Book I, then, is an introduction showing the basic formation of an economy. As every man performs these duties, a system will involve the buying and selling of properties and a flourishing lifestyle that supports a civilization. With these basic guidelines man can accumulate wealth and stimulate a form of economy.

==Book II==

The second book begins with the idea that there are four different types of economies. These are the Royal Economy, the Satrapic Economy, the Political Economy, and the Personal Economy. Whoever intends to participate successfully and supportively in an economy needs to know every characteristic of the part of economy he is involved in.

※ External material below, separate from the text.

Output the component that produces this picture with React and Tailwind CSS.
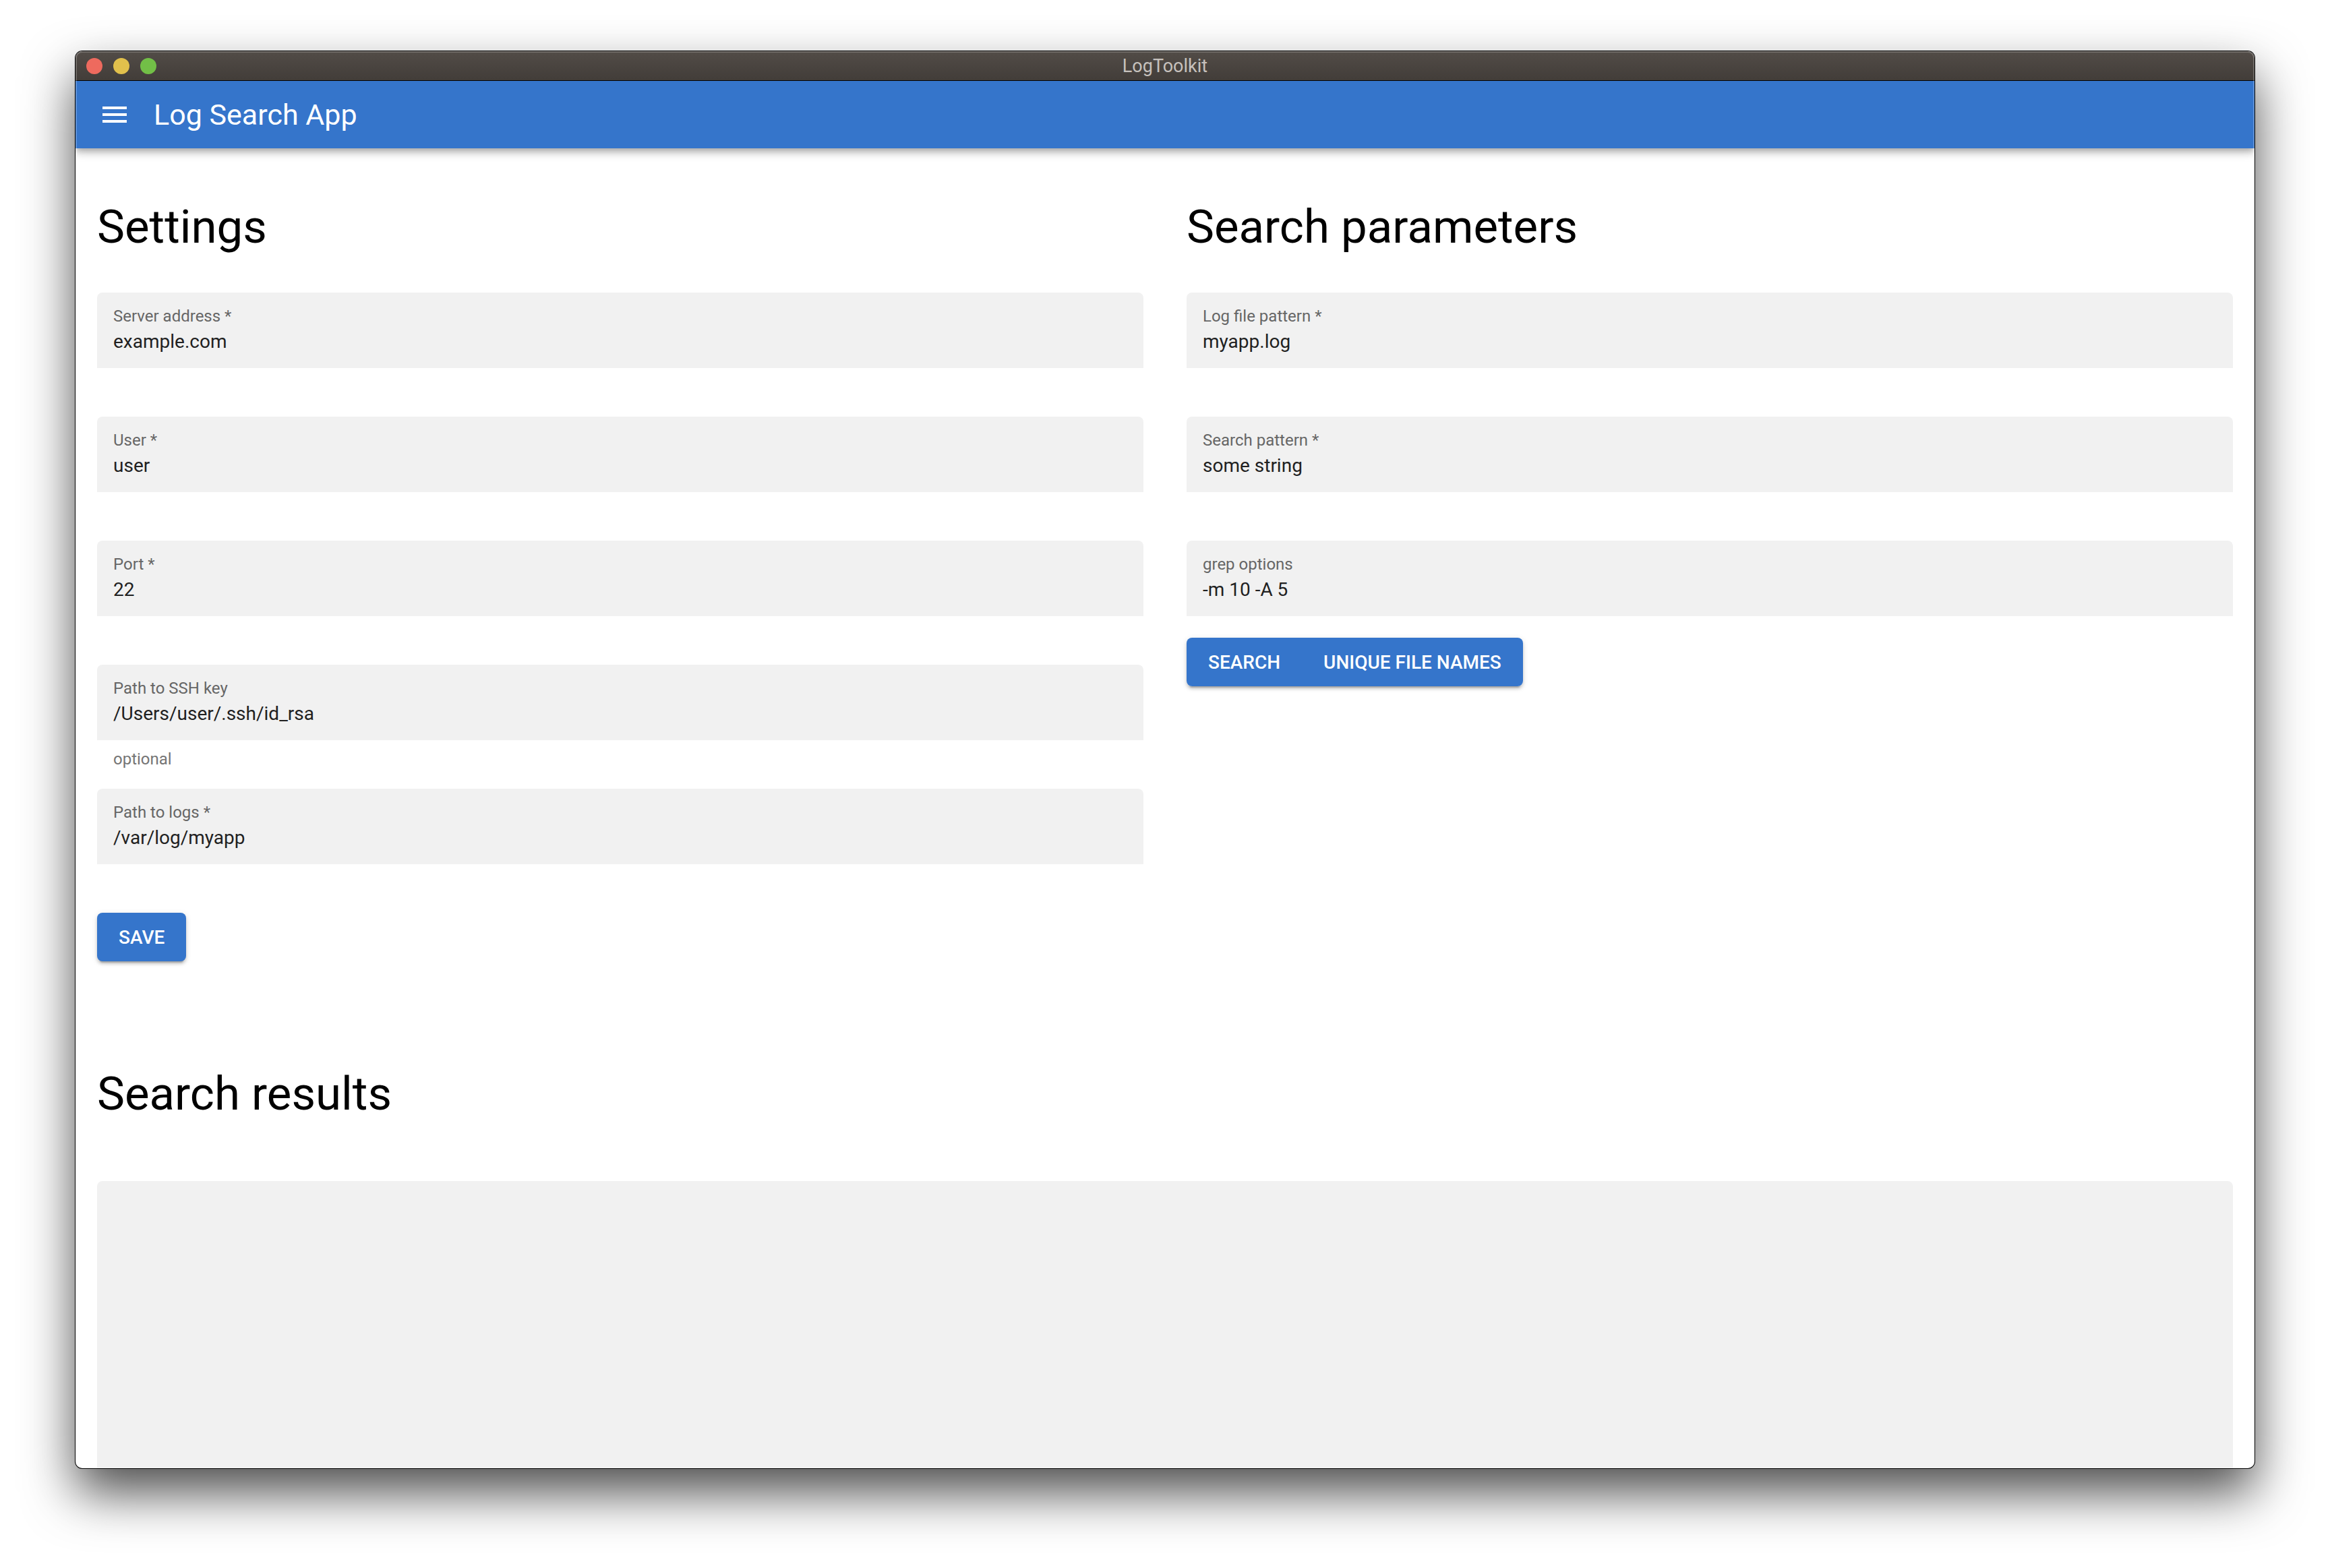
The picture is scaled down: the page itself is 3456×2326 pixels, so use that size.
import { useState } from "react";

function Field({ id, label, initial, helper }) {
  const [value, setValue] = useState(initial);
  return (
    <div>
      <div className="flex h-28 flex-col gap-1 rounded-t-lg bg-[#f1f1f1] px-6 pt-5">
        <label htmlFor={id} className="text-2xl leading-[30px] text-[#666666]">
          {label}
        </label>
        <input
          id={id}
          type="text"
          value={value}
          onChange={(e) => setValue(e.target.value)}
          aria-describedby={helper ? `${id}-helper` : undefined}
          className="h-[38px] w-full bg-transparent text-[28px] leading-[38px] text-[#212121] outline-none"
        />
      </div>
      {helper && (
        <p id={`${id}-helper`} className="-mb-11 px-6 pt-3 text-2xl leading-8 text-[#757575]">
          {helper}
        </p>
      )}
    </div>
  );
}

function Heading({ children }) {
  return <h2 className="py-14 text-[69px] leading-[82px] text-black">{children}</h2>;
}

const raised =
  "shadow-[0_6px_2px_-4px_rgba(0,0,0,0.2),0_4px_4px_0_rgba(0,0,0,0.14),0_2px_10px_0_rgba(0,0,0,0.12)]";
const buttonText = "h-[72px] px-8 pt-0.5 text-[28px] leading-9 font-medium uppercase text-white bg-[#3575cb]";

export default function App() {
  return (
    <div className="flex min-h-screen flex-col bg-white px-28 pt-[76px] pb-[148px] font-['Roboto',sans-serif]">
      <div className="relative flex flex-1 flex-col rounded-[10px] bg-white shadow-[0_0_0_1px_#000,0_36px_76px_rgba(0,0,0,0.7)]">
        <div className="grid h-11 grid-cols-3 items-center rounded-t-[10px] border-b border-black bg-linear-to-b from-[#524c47] to-[#423d39] px-4">
          <div className="flex gap-4">
            <button type="button" aria-label="Close" className="size-6 rounded-full bg-[#ee6a5e]" />
            <button type="button" aria-label="Minimize" className="size-6 rounded-full bg-[#e1c04c]" />
            <button type="button" aria-label="Zoom" className="size-6 rounded-full bg-[#72bf47]" />
          </div>
          <h1 className="text-center text-[27px] leading-8 text-[#c6c1bd]">LogToolkit</h1>
        </div>

        <div className="overflow-hidden pb-5">
          <header className="flex h-[100px] items-center gap-[34px] bg-[#3575cb] px-[34px] text-white shadow-[0_4px_8px_-2px_rgba(0,0,0,0.2),0_8px_10px_0_rgba(0,0,0,0.14),0_2px_20px_0_rgba(0,0,0,0.12)]">
            <button type="button" aria-label="Open menu" className="size-12">
              <svg viewBox="0 0 24 24" className="size-12" fill="currentColor" aria-hidden="true">
                <path d="M3 18h18v-2H3v2zm0-5h18v-2H3v2zm0-7v2h18V6H3z" />
              </svg>
            </button>
            <span className="text-[43px] leading-[50px]">Log Search App</span>
          </header>
        </div>

        <main className="flex flex-1 flex-col overflow-hidden rounded-b-[10px] px-8">
          <div className="grid grid-cols-2 gap-16 pb-[100px]">
            <form onSubmit={(e) => e.preventDefault()}>
              <Heading>Settings</Heading>
              <div className="flex flex-col items-stretch gap-[72px]">
                <Field id="server" label="Server address *" initial="example.com" />
                <Field id="user" label="User *" initial="user" />
                <Field id="port" label="Port *" initial="22" />
                <Field id="ssh-key" label="Path to SSH key" initial="/Users/user/.ssh/id_rsa" helper="optional" />
                <Field id="logs" label="Path to logs *" initial="/var/log/myapp" />
                <div className="flex">
                  <button type="submit" className={`rounded-lg ${buttonText} ${raised}`}>
                    Save
                  </button>
                </div>
              </div>
            </form>

            <form onSubmit={(e) => e.preventDefault()}>
              <Heading>Search parameters</Heading>
              <div className="flex flex-col gap-[72px]">
                <Field id="file-pattern" label="Log file pattern *" initial="myapp.log" />
                <Field id="search-pattern" label="Search pattern *" initial="some string" />
                <Field id="grep" label="grep options" initial="-m 10 -A 5" />
              </div>
              <div className={`mt-8 inline-flex rounded-lg ${raised}`}>
                <button type="submit" className={`rounded-l-lg ${buttonText}`}>
                  Search
                </button>
                <button type="button" className={`rounded-r-lg ${buttonText}`}>
                  Unique file names
                </button>
              </div>
            </form>
          </div>

          <section className="flex flex-1 flex-col">
            <Heading>Search results</Heading>
            <textarea
              aria-label="Search results"
              readOnly
              className="mt-8 min-h-96 w-full flex-1 resize-none rounded-t-lg bg-[#f1f1f1] px-6 py-5 text-[28px] leading-9 text-[#212121] outline-none"
            />
          </section>
        </main>

        <div className="pointer-events-none absolute inset-0 rounded-[10px] shadow-[inset_0_0_0_2px_rgba(255,255,255,0.2)]" />
      </div>
    </div>
  );
}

| Economy | Specialties | Additional Info |
|---|---|---|
| Royal economy – The simplest and most important Consists of the king; | Coinage, imports, exports, expenditures; | Up to the top management of the king to decide value of coins struck, advantages of the markets and other commodities; |
| Satrapic economy—The medium between the economies Involves the provincial governor; | Six kinds of revenues: from land, from peculiar products, from merchandise, from taxes, from cattle, from all other resources; | Government officials work with the Royal officials; Most important source of revenue: land, then scarce resources, then merchandise; |
| Political economy—Most varied and easiest “The economy of the city”; | Truly the economy of the city; Economy at a smaller level; | Sources of revenue involve merchandise, scarce resources, and taxes; |
| Personal economy— Least important, quite varied Practiced by the individual; | Least important because income and exchange of money are small; | Revenue consists of land, property, and investments; Very diverse opportunities that establish the flow of money, no specific aim; |

All the economies have one principle in common. No matter what is done, expenditures cannot exceed income. This is given as an important issue, fundamental to the notion of ‘economy.’ The rest of the second book relates historical events that created important ways in which economies began to function more efficiently and gives the origins of certain terms still in use today. The main topic is the flow of money through any economy and particular events.

Aristotle also established a difference between economics and chrematistics that would be foundational in medieval thought. For Aristotle, the accumulation of money itself is an unnatural activity that dehumanizes those who practice it.

War, and more specifically overall protection of countries, gave rise to many forms of loans, debt, increased taxes, and complex investments. War demanded an increase of money to cover expenses. So, places like Athens needed either to borrow money from other places or be given men (mercenaries) through specific financial arrangements.

Other events like paying for sea exploration and schooling also increased different types of money exchange, further stimulating economies. In sum, the treatise provides a view of Fourth-century Greek economic practices from the macro levels all the way down to various micro levels. Observing these can still be relevant today.

The third book is only known from Latin versions of the original Greek and deals with the relationship between husband and wife.